O Tigre
Joël Dicker
David de las Heras
Alfaguara
Tradução de Susana Sousa e Silva
A primeira narrativa do escritor suíço chega agora em Portugal, numa edição ilustrada pelo espanhol David de las Heras. A dimensão do volume e as ilustrações no interior podem induzir o leitor em erro: não se trata de um conto infantil, sequer juvenil.
O nível de violência que perpassa por toda a ação não se cinge a meras descrições sanguinárias, jogando com mestria com deduções do leitor a partir do sugerido no texto. Trata-se de uma narrativa linear do ponto de vista formal, que começa por apresentar uma situação para em seguida acompanhar o seu desenvolvimento através das iniciativas de uma personagem. Será aliás essa perspetiva porventura o elemento mais cruel da história, quando chegados ao clímax diegético.
O tigre que figura no título é um animal de grande porte, terrífico, que dizima aldeias chacinando pessoas e animais na longínqua Sibéria.
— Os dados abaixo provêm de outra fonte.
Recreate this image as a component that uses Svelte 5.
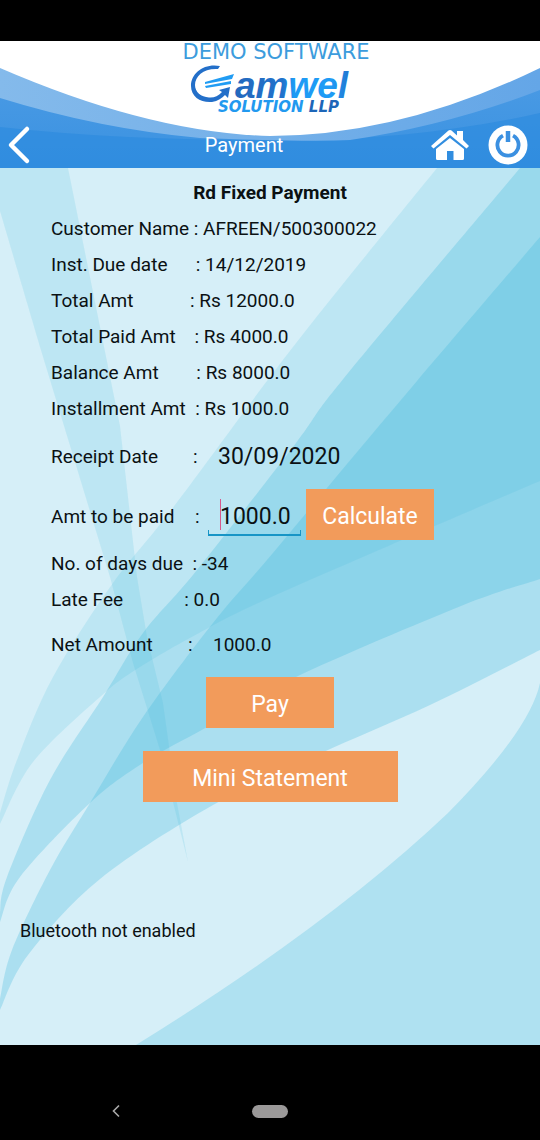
<script>
  const account = [
    { label: 'Customer Name', gap: 1, value: 'AFREEN/500300022' },
    { label: 'Inst. Due date', gap: 6, value: '14/12/2019' },
    { label: 'Total Amt', gap: 12, value: 'Rs 12000.0' },
    { label: 'Total Paid Amt', gap: 4, value: 'Rs 4000.0' },
    { label: 'Balance Amt', gap: 8, value: 'Rs 8000.0' },
    { label: 'Installment Amt', gap: 2, value: 'Rs 1000.0' }
  ];
  const dues = [
    { label: 'No. of days due', gap: 2, value: '-34' },
    { label: 'Late Fee', gap: 13, value: '0.0' }
  ];
  let amount = $state('1000.0');

  // Smooth curve segments through a list of points, for the leaf shapes
  function curve(points) {
    let d = '';
    for (let i = 0; i < points.length - 1; i++) {
      const a = points[i - 1] ?? points[i];
      const b = points[i];
      const c = points[i + 1];
      const e = points[i + 2] ?? c;
      d += `C${b[0] + (c[0] - a[0]) / 6} ${b[1] + (c[1] - a[1]) / 6} ${c[0] - (e[0] - b[0]) / 6} ${c[1] - (e[1] - b[1]) / 6} ${c[0]} ${c[1]}`;
    }
    return d;
  }
  const leaf = (upper, lower) =>
    `M${upper[0].join(' ')}${curve(upper)}L${lower[0].join(' ')}${curve(lower)}V168Z`;

  const leaves = [
    {
      opacity: 0.16,
      d: leaf(
        [[437, 168], [293, 347], [172, 509], [113, 583], [53, 677], [17, 760], [0, 813]],
        [[0, 824], [33, 762], [100, 697], [140, 667], [210, 627], [267, 599], [379, 550], [540, 481]]
      )
    },
    {
      opacity: 0.28,
      d: leaf(
        [[520, 168], [344, 378], [296, 443], [197, 570], [143, 633], [103, 697], [50, 780], [7, 877], [0, 913]],
        [[0, 922], [20, 877], [90, 803], [143, 763], [207, 727], [296, 677], [461, 606], [540, 579]]
      )
    },
    {
      opacity: 0.28,
      d: leaf(
        [[540, 237], [417, 381], [327, 488], [267, 560], [213, 623], [143, 717], [90, 803], [50, 870], [12, 950], [0, 999]],
        [[0, 1010], [28, 955], [100, 879], [213, 805], [317, 755], [430, 705], [540, 650]]
      )
    }
  ];
</script>

{#snippet rows(items)}
  <dl>
    {#each items as item}
      <div class="row">
        <dt>{item.label + ' '.repeat(item.gap)}</dt>
        <dd>: {item.value}</dd>
      </div>
    {/each}
  </dl>
{/snippet}

<div class="phone">
  <div class="status"></div>

  <header>
    <svg class="backdrop" viewBox="0 0 540 127" preserveAspectRatio="none" aria-hidden="true">
      <defs>
        <linearGradient id="deep" x1="0" y1="0" x2="0" y2="1">
          <stop offset="0.3" stop-color="#4a9ae4" />
          <stop offset="1" stop-color="#3a92e1" />
        </linearGradient>
        <linearGradient id="band" x1="0" y1="0" x2="1" y2="0">
          <stop offset="0" stop-color="#84baeb" />
          <stop offset="1" stop-color="#64a6e7" />
        </linearGradient>
      </defs>
      <rect width="540" height="127" fill="url(#deep)" />
      <path d="M0 86C90 96 180 99 270 99C370 100 460 90 540 72V127H0Z" fill="#2587de" opacity="0.5" />
      <path d="M0 0H540V49Q450 84 350 99Q310 101 200 97Q100 88 0 57Z" fill="url(#band)" />
      <path d="M0 0H540V27Q400 95 270 95Q150 92 0 27Z" fill="#fff" />
    </svg>

    <svg class="logo" viewBox="0 0 200 76" role="img" aria-label="Demo Software, Gamwel Solution LLP">
      <defs>
        <linearGradient id="word" x1="0" y1="0" x2="1" y2="0">
          <stop offset="0" stop-color="#2468bd" />
          <stop offset="0.42" stop-color="#2173cc" />
          <stop offset="0.52" stop-color="#1e9bf5" />
          <stop offset="0.85" stop-color="#1e9bf5" />
          <stop offset="1" stop-color="#2276d0" />
        </linearGradient>
      </defs>
      <text class="demo" x="106" y="18" text-anchor="middle">DEMO SOFTWARE</text>
      <path d="M50 25C34 22 21 32 21 45C21 56 31 62 42 61C48 60 52 57 55 54L58 57L60 46L49 49L52 51C48 55 44 57 39 56.500C31 56 25 51 25 44C25 35 34 27 48 28Z" fill="#236fc9" />
      <path d="M35 41L64 33L62 38L35 43Z" fill="#219cf3" />
      <path d="M35 45L61 40L61 43L36 47Z" fill="#219cf3" />
      <text class="word" x="65" y="57">amwel</text>
      <text class="sub" x="48" y="71">SOLUTION <tspan fill="#1d66b8">LLP</tspan></text>
    </svg>

    <nav class="bar">
      <button class="icon" aria-label="Back">
        <svg width="38" height="44" viewBox="0 0 38 44"><path d="M27 6L11 22L27 38" fill="none" stroke="#fff" stroke-width="4.5" stroke-linecap="round" stroke-linejoin="round" /></svg>
      </button>
      <h1>Payment</h1>
      <button class="icon" aria-label="Home">
        <svg width="40" height="40" viewBox="0 0 40 40" fill="#fff">
          <path d="M18.500 5.500Q20 4.500 21.500 5.500L27 10.500V6H33V15L39 21L36.500 23.500L20 10L3.500 23.500L1 21Z" />
          <path d="M20 13L34 24V33.500Q34 35 32.500 35H23.500V26H17V35H7.500Q6 35 6 33.500V24Z" />
        </svg>
      </button>
      <button class="icon" aria-label="Log out">
        <svg width="40" height="40" viewBox="0 0 40 40">
          <circle cx="20" cy="20" r="19.500" fill="#fff" />
          <path d="M15 10.600A10.600 10.600 0 1 0 25 10.600" fill="none" stroke="#3b90e1" stroke-width="3.800" />
          <path d="M20 6V17" stroke="#3b90e1" stroke-width="4.500" />
        </svg>
      </button>
    </nav>
  </header>

  <main>
    <svg class="backdrop" viewBox="0 168 540 877" preserveAspectRatio="none" aria-hidden="true">
      <g fill="#3cb8dc">
        <path d="M0 168H68L120 426L137 577L147 637L163 703L177 803L188 862L160 750L133 663L110 577L40 347L0 211Z" opacity="0.16" />
        {#each leaves as { d, opacity }}
          <path {d} {opacity} />
        {/each}
        <path d="M136 1045Q330 925 448 813Q530 730 540 683V1045Z" opacity="0.25" />
      </g>
    </svg>

    <h2>Rd Fixed Payment</h2>
    {@render rows(account)}

    <div class="row receipt">
      <span class="name">Receipt Date</span>
      <span class="colon">:</span>
      <span class="large">30/09/2020</span>
    </div>

    <div class="row pay-amount">
      <label class="name" for="amount">Amt to be paid</label>
      <span class="colon">:</span>
      <span class="field"><input id="amount" inputmode="decimal" bind:value={amount} /></span>
      <button class="action">Calculate</button>
    </div>

    {@render rows(dues)}

    <div class="row net">
      <span class="name">Net Amount</span>
      <span class="colon">:</span>
      <span>1000.0</span>
    </div>

    <div class="actions">
      <button class="action">Pay</button>
      <button class="action wide">Mini Statement</button>
    </div>

    <p>Bluetooth not enabled</p>
  </main>

  <footer>
    <button class="icon" aria-label="System back">
      <svg width="16" height="16" viewBox="0 0 16 16"><path d="M11 2.500L5.500 8L11 13.500" fill="none" stroke="#aaa" stroke-width="1.600" /></svg>
    </button>
    <button class="pill" aria-label="System home"></button>
    <span></span>
  </footer>
</div>

<style>
  :global(body) {
    margin: 0;
    background: #000;
  }
  .phone {
    display: flex;
    flex-direction: column;
    min-height: 100vh;
    font-family: Roboto, sans-serif;
    font-size: 19px;
    line-height: 36px;
    color: #0b1113;
  }
  .status {
    height: 41px;
    background: #000;
  }
  header,
  main {
    position: relative;
    isolation: isolate;
  }
  .backdrop {
    position: absolute;
    inset: 0;
    z-index: -1;
    width: 100%;
    height: 100%;
  }
  header {
    display: flex;
    flex-direction: column;
  }
  .logo {
    align-self: center;
    width: 200px;
    height: 76px;
  }
  .demo {
    font: 21px "DejaVu Sans", sans-serif;
    fill: #3c9cdd;
  }
  .word {
    font: italic bold 37px "Liberation Sans", sans-serif;
    fill: url(#word);
  }
  .sub {
    font: italic bold 15px "DejaVu Sans", sans-serif;
    fill: #2299ef;
  }
  .bar {
    display: flex;
    align-items: center;
    height: 51px;
    padding: 5px 12px 0 0;
    box-sizing: border-box;
    gap: 18px;
  }
  button {
    border: 0;
    padding: 0;
    font-family: inherit;
  }
  .icon {
    display: flex;
    background: none;
  }
  h1 {
    flex: 1;
    margin: 0;
    padding-left: 20px;
    font-size: 20px;
    font-weight: 400;
    color: #fff;
    text-align: center;
  }
  main {
    flex: 1;
    padding: 7px 0 12px;
    background: #d6eff8;
  }
  h2 {
    margin: 0;
    font-size: 19px;
    text-align: center;
  }
  dl,
  dd,
  p {
    margin: 0;
  }
  .row {
    display: flex;
    align-items: center;
    padding-left: 51px;
    white-space: pre;
  }
  .name {
    width: 142px;
  }
  .colon {
    width: 25px;
  }
  .large {
    font-size: 23px;
  }
  .receipt {
    height: 48px;
    padding-top: 6px;
  }
  .pay-amount {
    padding-top: 8px;
    padding-bottom: 6px;
  }
  .pay-amount .name {
    width: 144px;
    padding-top: 4px;
  }
  .pay-amount .colon {
    width: 13px;
    padding-top: 4px;
  }
  .field {
    position: relative;
    width: 93px;
    margin-right: 5px;
  }
  .field::before {
    content: "";
    position: absolute;
    top: 5px;
    left: 12px;
    width: 1px;
    height: 31px;
    background: #d8588c;
  }
  .field::after {
    content: "";
    position: absolute;
    inset: auto 0 0;
    height: 4px;
    border: solid #1795c6;
    border-width: 0 1px 2px;
  }
  input {
    display: block;
    box-sizing: border-box;
    width: 100%;
    height: 42px;
    padding: 3px 0 0 12px;
    border: 0;
    outline: 0;
    background: none;
    font: 23px Roboto, sans-serif;
    color: inherit;
  }
  .action {
    width: 128px;
    height: 51px;
    padding-top: 3px;
    background: #f29b5b;
    font-size: 23px;
    color: #fff;
  }
  .wide {
    width: 255px;
  }
  .net {
    height: 54px;
  }
  .net .name {
    width: 137px;
  }
  .actions {
    display: flex;
    flex-direction: column;
    align-items: center;
    gap: 23px;
    padding-top: 5px;
  }
  p {
    padding: 111px 20px 0;
    font-size: 18px;
  }
  footer {
    display: grid;
    grid-template-columns: 1fr auto 1fr;
    align-items: center;
    justify-items: center;
    height: 95px;
    padding-top: 37px;
    box-sizing: border-box;
    background: #000;
  }
  footer .icon {
    margin-right: 20px;
  }
  .pill {
    width: 36px;
    height: 13px;
    border-radius: 7px;
    background: #9b9999;
  }
</style>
As consequências dos seus atos, a quem ninguém consegue por fim, ganham uma dimensão simbólica e é neste ponto que a subtileza narrativa investe.
Para além da moral do conto – que é apresentada no final do livro com toda a clareza, depois da batalha entre o Tigre e o outro protagonista, um jovem que empreende a missão de o matar – há um contexto de crítica mais amplo que vai da identidade nacional e o poder político à condição humana.
O medo e o poder regulam a perseguição do tigre e são calculados pelo czar quando este propõe uma recompensa pela morte do animal.
Este conto poderia ser herdeiro dos clássicos russos, dos naturalistas e realistas franceses, de Eça de Queirós. Pelo tema, pela estrutura e sobretudo pela diversidade e rigor lexicais. Através destes recursos, a voz narrativa transmite uma carga dramática envolta em aparente objetividade que garante ao texto uma tensão crescente e ao leitor o questionamento sobre as personagens, mormente sobre Ivan Levovitch, o caçador furtivo.
Embora não seja um livro juvenil, é um texto escrito por um jovem, cuja ação decorre no início do século XX na Rússia, país que mudaria radicalmente de configuração política e geográfica menos de duas décadas depois, à imagem de uma escola literária oitocentista. Trata-se de um objeto de interessante leitura, pelas possibilidades que se colocam, quer ao nível da relação com a obra do escritor, quer ao nível do contexto narrativo, quer ainda no diálogo que consegue estabelecer entre épocas: a do conto, a do escritor quando escreve a obra na viragem do milénio e a do leitor que a lê hoje.